À ce stade, il convient d’intégrer un autre élément : les volumes. Les mouvements dus à l’effet taux, c’est-à-dire la variation du taux de MNI, peuvent être plus ou moins compensés par de l’effet volume. Autrement dit, les évolutions des encours de crédits et de dépôts. Car, in fine, l’effet taux croisé avec l’effet volume donne l’évolution de la MNI en valeur elle-même.
Une normalisation prudemment menée de la politique monétaire conduirait en principe à un effet globalement favorable. Si les taux montaient progressivement et sans à-coups majeurs, l’effet volume en résultant devrait être en effet relativement neutre. En outre, si les banques centrales ne procédaient à cette normalisation que très progressivement, et après l’avoir annoncée, comme c’est le plus probable, les à-coups sur les marchés financiers pourraient n’être que faibles.

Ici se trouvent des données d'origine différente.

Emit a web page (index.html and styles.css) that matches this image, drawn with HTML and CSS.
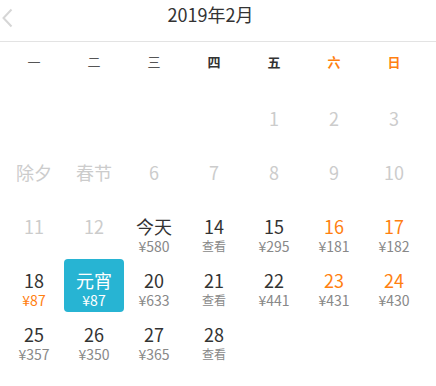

En revanche, si, pour une raison ou pour une autre, les banques centrales ne réagissaient pas à un surcroît d’inflation durable, leur crédibilité en serait écorchée : les taux longs monteraient plus vivement, alors que les taux courts resteraient stables. La demande de crédits (immobiliers comme d’équipement) pourrait en être affectée, produisant éventuellement un effet volume négatif ou moins favorable qu’en régime de croisière. Les marchés obligataires et actions pourraient accuser de sévères moins-values.
Un scénario noir à éviter
Avec un tel scénario, les bulles se dégonfleraient plus soudainement et les chocs sur les bilans bancaires, comme sur le bilan et les comptes de résultat des clients des banques, pourraient être plus sévères, avec des répercussions sur les provisions bancaires et sur les résultats des salles de marché. Les entreprises et États très endettés qui ne se prépareraient pas à la remontée probable des taux pourraient en effet souffrir bien davantage.
Le rôle des banques centrales est donc majeur. Pour éviter de trop fortes bulles, même en cas d’inflation contenue, elles devraient normaliser tôt ou tard leur politique monétaire, pour ne pas laisser trop longtemps les taux d’intérêt nominaux à un niveau exagérément inférieur au taux de croissance nominale.